__INSTRUCTIONS TO FOLLOW__. State the number of lines that contain the word "React", and add nothing else.

__DATA PROVIDED__.

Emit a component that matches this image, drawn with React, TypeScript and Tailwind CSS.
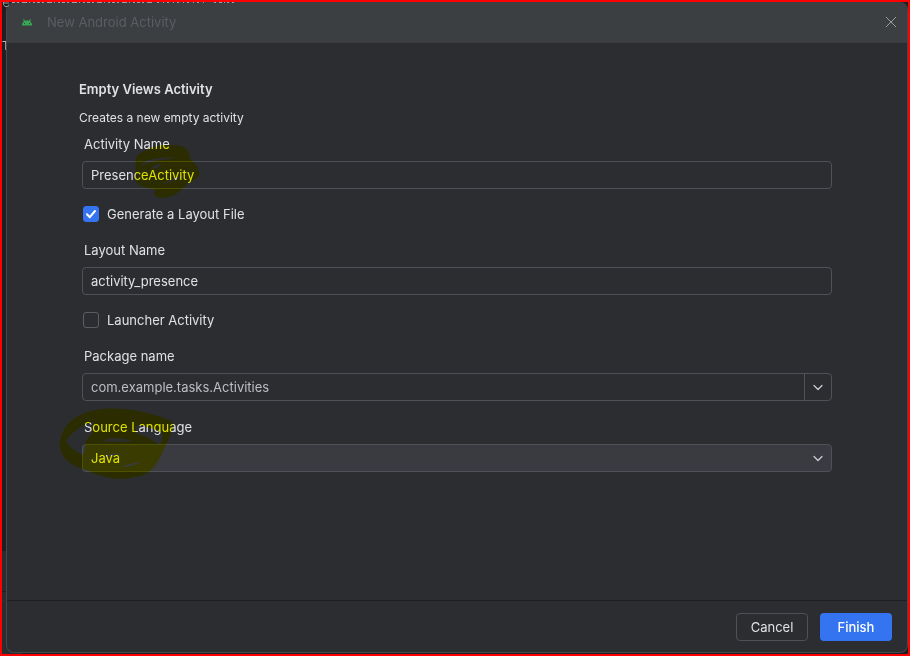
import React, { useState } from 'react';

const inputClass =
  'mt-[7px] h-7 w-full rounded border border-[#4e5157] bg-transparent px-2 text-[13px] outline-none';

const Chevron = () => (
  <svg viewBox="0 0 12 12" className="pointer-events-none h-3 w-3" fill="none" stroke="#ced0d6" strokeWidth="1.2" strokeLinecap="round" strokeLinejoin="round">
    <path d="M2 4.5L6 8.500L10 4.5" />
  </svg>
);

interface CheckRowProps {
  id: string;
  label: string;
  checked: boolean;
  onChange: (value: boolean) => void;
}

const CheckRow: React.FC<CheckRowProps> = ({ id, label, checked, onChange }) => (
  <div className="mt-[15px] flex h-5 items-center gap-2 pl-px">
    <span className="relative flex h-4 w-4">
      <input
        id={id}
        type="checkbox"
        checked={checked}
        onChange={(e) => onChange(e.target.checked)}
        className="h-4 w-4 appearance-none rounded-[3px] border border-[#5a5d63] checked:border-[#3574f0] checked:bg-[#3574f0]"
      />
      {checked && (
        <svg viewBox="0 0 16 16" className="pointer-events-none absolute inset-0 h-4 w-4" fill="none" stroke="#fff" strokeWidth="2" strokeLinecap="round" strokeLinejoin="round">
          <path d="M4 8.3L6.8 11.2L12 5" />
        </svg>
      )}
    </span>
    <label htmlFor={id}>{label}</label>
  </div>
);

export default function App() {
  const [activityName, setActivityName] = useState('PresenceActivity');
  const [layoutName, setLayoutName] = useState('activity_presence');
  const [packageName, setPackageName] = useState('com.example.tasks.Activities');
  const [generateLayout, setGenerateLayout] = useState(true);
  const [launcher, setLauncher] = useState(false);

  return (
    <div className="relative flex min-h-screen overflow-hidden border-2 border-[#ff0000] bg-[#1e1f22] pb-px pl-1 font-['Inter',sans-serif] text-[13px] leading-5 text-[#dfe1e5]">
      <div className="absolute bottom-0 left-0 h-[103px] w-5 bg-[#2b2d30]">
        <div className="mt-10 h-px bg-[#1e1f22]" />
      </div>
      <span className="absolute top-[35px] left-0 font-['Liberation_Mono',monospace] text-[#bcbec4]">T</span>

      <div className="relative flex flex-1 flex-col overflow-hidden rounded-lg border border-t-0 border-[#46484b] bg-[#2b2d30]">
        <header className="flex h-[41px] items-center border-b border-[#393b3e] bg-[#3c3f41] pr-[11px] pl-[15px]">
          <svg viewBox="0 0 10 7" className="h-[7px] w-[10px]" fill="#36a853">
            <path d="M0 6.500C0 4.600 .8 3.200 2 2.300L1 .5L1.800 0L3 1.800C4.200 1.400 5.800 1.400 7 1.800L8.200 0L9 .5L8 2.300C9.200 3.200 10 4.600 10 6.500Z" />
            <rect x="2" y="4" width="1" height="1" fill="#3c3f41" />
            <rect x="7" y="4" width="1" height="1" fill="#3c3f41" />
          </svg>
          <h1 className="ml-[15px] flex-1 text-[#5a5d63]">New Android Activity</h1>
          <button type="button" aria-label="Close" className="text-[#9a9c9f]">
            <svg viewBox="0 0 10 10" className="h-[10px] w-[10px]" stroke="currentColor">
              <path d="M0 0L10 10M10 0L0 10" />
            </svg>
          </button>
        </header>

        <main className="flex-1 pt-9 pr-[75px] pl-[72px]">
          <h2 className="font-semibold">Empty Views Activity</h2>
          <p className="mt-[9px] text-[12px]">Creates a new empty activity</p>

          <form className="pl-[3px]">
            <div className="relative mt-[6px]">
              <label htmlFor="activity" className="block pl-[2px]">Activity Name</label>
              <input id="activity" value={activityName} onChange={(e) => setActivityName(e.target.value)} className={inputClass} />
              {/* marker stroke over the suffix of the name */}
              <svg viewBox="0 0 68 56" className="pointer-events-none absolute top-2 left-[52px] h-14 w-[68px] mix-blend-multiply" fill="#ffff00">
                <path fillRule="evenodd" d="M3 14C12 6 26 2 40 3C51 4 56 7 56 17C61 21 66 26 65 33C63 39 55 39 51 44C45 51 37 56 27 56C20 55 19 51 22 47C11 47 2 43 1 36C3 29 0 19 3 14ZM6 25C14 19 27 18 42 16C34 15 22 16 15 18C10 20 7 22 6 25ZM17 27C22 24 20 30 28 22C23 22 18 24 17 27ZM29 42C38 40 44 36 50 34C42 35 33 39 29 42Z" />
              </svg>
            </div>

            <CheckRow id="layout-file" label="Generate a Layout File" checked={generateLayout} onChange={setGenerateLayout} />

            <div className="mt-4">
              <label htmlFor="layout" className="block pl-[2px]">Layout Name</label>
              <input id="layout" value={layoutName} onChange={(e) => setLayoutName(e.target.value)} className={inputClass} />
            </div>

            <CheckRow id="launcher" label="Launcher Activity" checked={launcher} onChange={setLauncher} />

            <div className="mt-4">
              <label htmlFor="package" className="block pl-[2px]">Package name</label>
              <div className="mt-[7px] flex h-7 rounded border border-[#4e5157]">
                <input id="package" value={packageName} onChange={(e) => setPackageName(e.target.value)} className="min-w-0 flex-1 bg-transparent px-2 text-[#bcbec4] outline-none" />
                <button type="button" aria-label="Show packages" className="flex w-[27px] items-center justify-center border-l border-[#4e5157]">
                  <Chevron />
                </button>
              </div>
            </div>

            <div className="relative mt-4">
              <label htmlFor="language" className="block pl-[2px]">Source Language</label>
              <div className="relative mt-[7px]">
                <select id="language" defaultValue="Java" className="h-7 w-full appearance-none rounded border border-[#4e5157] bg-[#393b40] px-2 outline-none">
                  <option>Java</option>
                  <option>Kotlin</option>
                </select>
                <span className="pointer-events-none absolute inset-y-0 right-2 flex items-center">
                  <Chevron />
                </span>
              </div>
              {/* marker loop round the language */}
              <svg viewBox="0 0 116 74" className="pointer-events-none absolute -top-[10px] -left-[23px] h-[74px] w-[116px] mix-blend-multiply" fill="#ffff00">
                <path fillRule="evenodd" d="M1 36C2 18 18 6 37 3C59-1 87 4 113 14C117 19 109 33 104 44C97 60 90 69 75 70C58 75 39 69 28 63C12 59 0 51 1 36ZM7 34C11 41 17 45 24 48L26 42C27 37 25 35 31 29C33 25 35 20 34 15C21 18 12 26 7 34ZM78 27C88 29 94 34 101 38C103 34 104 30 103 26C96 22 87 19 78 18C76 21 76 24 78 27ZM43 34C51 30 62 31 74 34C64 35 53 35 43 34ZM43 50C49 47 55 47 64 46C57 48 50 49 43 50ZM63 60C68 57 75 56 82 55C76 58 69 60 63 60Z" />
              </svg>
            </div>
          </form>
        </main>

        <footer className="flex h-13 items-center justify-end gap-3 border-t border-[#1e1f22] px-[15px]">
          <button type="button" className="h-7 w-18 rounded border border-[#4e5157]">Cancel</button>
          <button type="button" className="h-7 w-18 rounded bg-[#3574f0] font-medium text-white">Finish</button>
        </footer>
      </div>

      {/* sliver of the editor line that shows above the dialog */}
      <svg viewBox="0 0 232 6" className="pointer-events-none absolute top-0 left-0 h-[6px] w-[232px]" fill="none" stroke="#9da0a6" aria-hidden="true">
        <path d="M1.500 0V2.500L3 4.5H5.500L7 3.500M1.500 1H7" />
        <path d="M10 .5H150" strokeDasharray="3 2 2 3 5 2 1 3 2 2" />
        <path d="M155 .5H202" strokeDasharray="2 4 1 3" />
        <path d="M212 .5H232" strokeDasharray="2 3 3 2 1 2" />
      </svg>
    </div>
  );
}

__EXERCISE ANSWER__. 3